#### AIM
Return each line of the data below verbatim; pictures are to be left out.

#### DATA EXTRACT
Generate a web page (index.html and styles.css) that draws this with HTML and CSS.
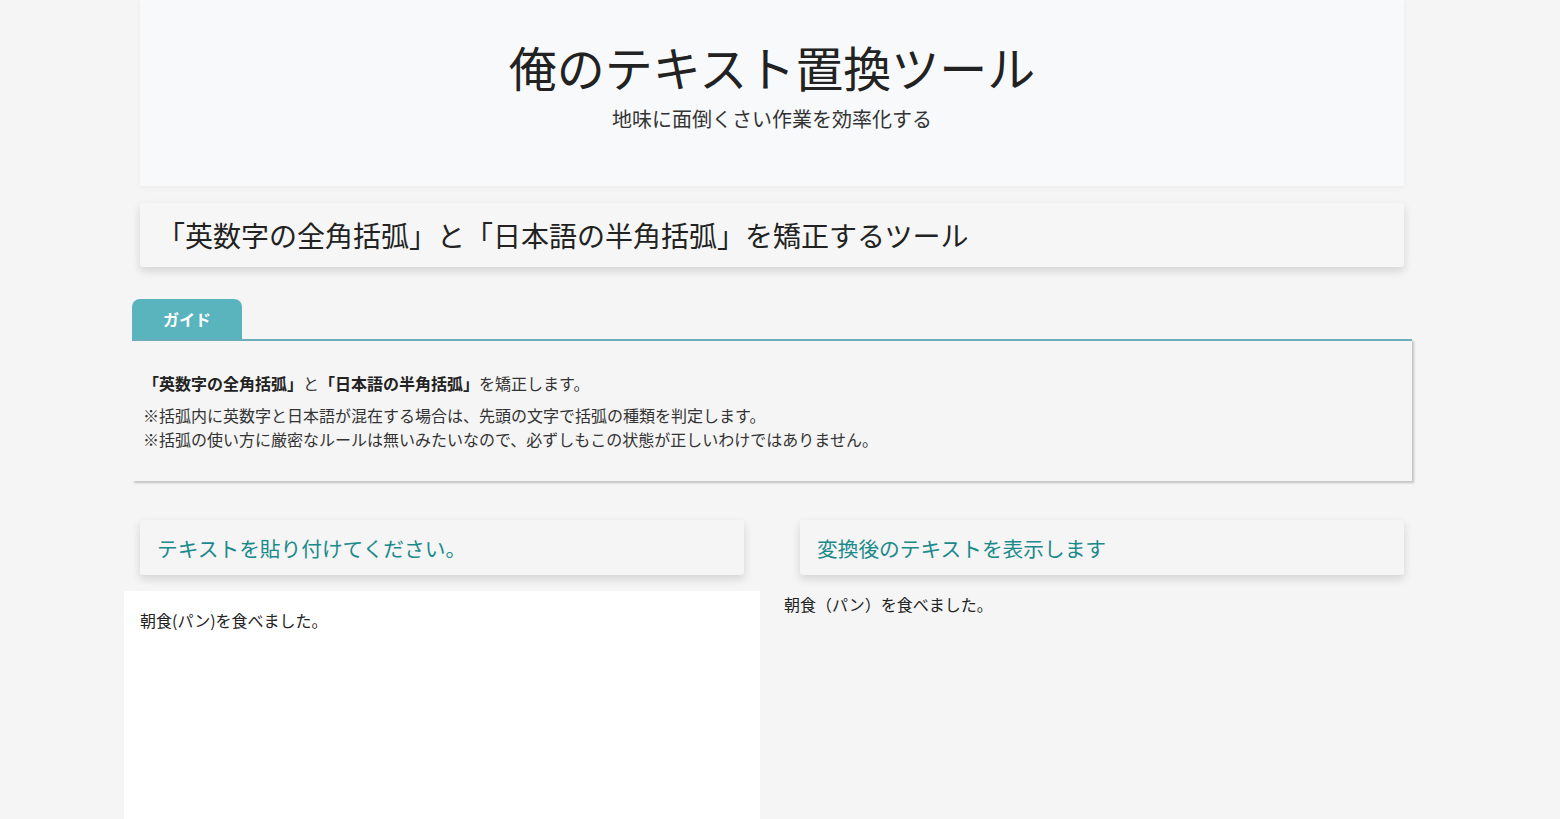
FILE: index.html
```html
<!DOCTYPE html>
<html lang="ja">
<head>
    <meta charset="UTF-8">
    <meta name="viewport" content="width=device-width, initial-scale=1.0">
    <title>俺のテキスト置換ツール</title>
    <link rel="stylesheet" href="styles.css">
</head>
<body>
    <div class="wrapper">
        <header class="site-header">
            <h1>俺のテキスト置換ツール</h1>
            <p class="tagline">地味に面倒くさい作業を効率化する</p>
        </header>

        <div class="tool-title">
            <h2>「英数字の全角括弧」と「日本語の半角括弧」を矯正するツール</h2>
        </div>

        <div class="tabs">
            <div class="tab active">ガイド</div>
        </div>
        <div class="guide">
            <p class="lead"><strong>「英数字の全角括弧」</strong>と<strong>「日本語の半角括弧」</strong>を矯正します。</p>
            <p>※括弧内に英数字と日本語が混在する場合は、先頭の文字で括弧の種類を判定します。<br>
            ※括弧の使い方に厳密なルールは無いみたいなので、必ずしもこの状態が正しいわけではありません。</p>
        </div>

        <div class="columns">
            <div class="column">
                <div class="col-head">テキストを貼り付けてください。</div>
                <textarea id="input" class="input">朝食(パン)を食べました。</textarea>
            </div>
            <div class="column">
                <div class="col-head">変換後のテキストを表示します</div>
                <div id="output" class="output">朝食（パン）を食べました。</div>
            </div>
        </div>
    </div>
</body>
</html>
```

FILE: styles.css
```css
body {
    font-family: "Noto Sans CJK JP", "Noto Sans", sans-serif;
    background-color: #f5f5f5;
    margin: 0;
    padding: 0 16px 0 0;
    color: #222;
}
.wrapper {
    max-width: 1296px;
    margin: 0 auto;
}
.site-header {
    margin: 0 16px;
    height: 186px;
    background-color: #f7f9fb;
    box-shadow: 0 2px 6px rgba(0, 0, 0, 0.04);
    text-align: center;
    padding-top: 34px;
    box-sizing: border-box;
}
.site-header h1 {
    margin: 0;
    font-size: 48px;
    font-weight: 400;
    line-height: 64px;
    color: #222;
}
.tagline {
    margin: 6px 0 0;
    font-size: 20px;
    line-height: 30px;
    color: #333;
}
.tool-title {
    margin: 17px 16px 0;
    height: 64px;
    background-color: #f6f6f6;
    border-radius: 3px;
    box-shadow: 0 4px 10px rgba(0, 0, 0, 0.14);
    display: flex;
    align-items: center;
    padding-left: 17px;
}
.tool-title h2 {
    margin: 0;
    font-size: 28px;
    font-weight: 400;
    color: #222;
}
.tabs {
    margin: 32px 8px 0;
    display: flex;
}
.tab {
    width: 110px;
    height: 40px;
    line-height: 40px;
    text-align: center;
    background-color: #5ab4bd;
    color: #fff;
    font-weight: 700;
    font-size: 16px;
    border-radius: 8px 8px 0 0;
}
.guide {
    margin: 0 8px;
    border-top: 2px solid #6aaebb;
    background-color: #f5f5f5;
    box-shadow: 2px 2px 2px #c4c4c4;
    padding: 30px 11px 30px;
    font-size: 16px;
    color: #333;
}
.guide p {
    margin: 0;
    line-height: 24px;
}
.guide .lead {
    margin-bottom: 8px;
}
.guide strong {
    color: #222;
}
.columns {
    display: grid;
    grid-template-columns: 1fr 1fr;
    gap: 24px;
    margin-top: 39px;
}
.col-head {
    margin: 0 16px;
    height: 55px;
    background-color: #f5f5f5;
    border-radius: 3px;
    box-shadow: 0 4px 10px rgba(0, 0, 0, 0.14);
    display: flex;
    align-items: center;
    padding-left: 17px;
    font-size: 20.7px;
    color: #1a8a8a;
}
.input {
    display: block;
    width: 100%;
    height: 260px;
    margin-top: 16px;
    border: none;
    outline: none;
    resize: none;
    background-color: #fff;
    padding: 17px 16px;
    box-sizing: border-box;
    font-family: inherit;
    font-size: 16px;
    line-height: 24px;
    color: #222;
}
.output {
    padding: 17px 0 0 0;
    font-size: 16px;
    line-height: 24px;
    color: #222;
}
```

#### COMPLETE OUTPUT
Generate a web page (index.html and styles.css) that draws this with HTML and CSS.
FILE: index.html
```html
<!DOCTYPE html>
<html lang="ja">
<head>
    <meta charset="UTF-8">
    <meta name="viewport" content="width=device-width, initial-scale=1.0">
    <title>俺のテキスト置換ツール</title>
    <link rel="stylesheet" href="styles.css">
</head>
<body>
    <div class="wrapper">
        <header class="site-header">
            <h1>俺のテキスト置換ツール</h1>
            <p class="tagline">地味に面倒くさい作業を効率化する</p>
        </header>

        <div class="tool-title">
            <h2>「英数字の全角括弧」と「日本語の半角括弧」を矯正するツール</h2>
        </div>

        <div class="tabs">
            <div class="tab active">ガイド</div>
        </div>
        <div class="guide">
            <p class="lead"><strong>「英数字の全角括弧」</strong>と<strong>「日本語の半角括弧」</strong>を矯正します。</p>
            <p>※括弧内に英数字と日本語が混在する場合は、先頭の文字で括弧の種類を判定します。<br>
            ※括弧の使い方に厳密なルールは無いみたいなので、必ずしもこの状態が正しいわけではありません。</p>
        </div>

        <div class="columns">
            <div class="column">
                <div class="col-head">テキストを貼り付けてください。</div>
                <textarea id="input" class="input">朝食(パン)を食べました。</textarea>
            </div>
            <div class="column">
                <div class="col-head">変換後のテキストを表示します</div>
                <div id="output" class="output">朝食（パン）を食べました。</div>
            </div>
        </div>
    </div>
</body>
</html>
```

FILE: styles.css
```css
body {
    font-family: "Noto Sans CJK JP", "Noto Sans", sans-serif;
    background-color: #f5f5f5;
    margin: 0;
    padding: 0 16px 0 0;
    color: #222;
}
.wrapper {
    max-width: 1296px;
    margin: 0 auto;
}
.site-header {
    margin: 0 16px;
    height: 186px;
    background-color: #f7f9fb;
    box-shadow: 0 2px 6px rgba(0, 0, 0, 0.04);
    text-align: center;
    padding-top: 34px;
    box-sizing: border-box;
}
.site-header h1 {
    margin: 0;
    font-size: 48px;
    font-weight: 400;
    line-height: 64px;
    color: #222;
}
.tagline {
    margin: 6px 0 0;
    font-size: 20px;
    line-height: 30px;
    color: #333;
}
.tool-title {
    margin: 17px 16px 0;
    height: 64px;
    background-color: #f6f6f6;
    border-radius: 3px;
    box-shadow: 0 4px 10px rgba(0, 0, 0, 0.14);
    display: flex;
    align-items: center;
    padding-left: 17px;
}
.tool-title h2 {
    margin: 0;
    font-size: 28px;
    font-weight: 400;
    color: #222;
}
.tabs {
    margin: 32px 8px 0;
    display: flex;
}
.tab {
    width: 110px;
    height: 40px;
    line-height: 40px;
    text-align: center;
    background-color: #5ab4bd;
    color: #fff;
    font-weight: 700;
    font-size: 16px;
    border-radius: 8px 8px 0 0;
}
.guide {
    margin: 0 8px;
    border-top: 2px solid #6aaebb;
    background-color: #f5f5f5;
    box-shadow: 2px 2px 2px #c4c4c4;
    padding: 30px 11px 30px;
    font-size: 16px;
    color: #333;
}
.guide p {
    margin: 0;
    line-height: 24px;
}
.guide .lead {
    margin-bottom: 8px;
}
.guide strong {
    color: #222;
}
.columns {
    display: grid;
    grid-template-columns: 1fr 1fr;
    gap: 24px;
    margin-top: 39px;
}
.col-head {
    margin: 0 16px;
    height: 55px;
    background-color: #f5f5f5;
    border-radius: 3px;
    box-shadow: 0 4px 10px rgba(0, 0, 0, 0.14);
    display: flex;
    align-items: center;
    padding-left: 17px;
    font-size: 20.7px;
    color: #1a8a8a;
}
.input {
    display: block;
    width: 100%;
    height: 260px;
    margin-top: 16px;
    border: none;
    outline: none;
    resize: none;
    background-color: #fff;
    padding: 17px 16px;
    box-sizing: border-box;
    font-family: inherit;
    font-size: 16px;
    line-height: 24px;
    color: #222;
}
.output {
    padding: 17px 0 0 0;
    font-size: 16px;
    line-height: 24px;
    color: #222;
}
```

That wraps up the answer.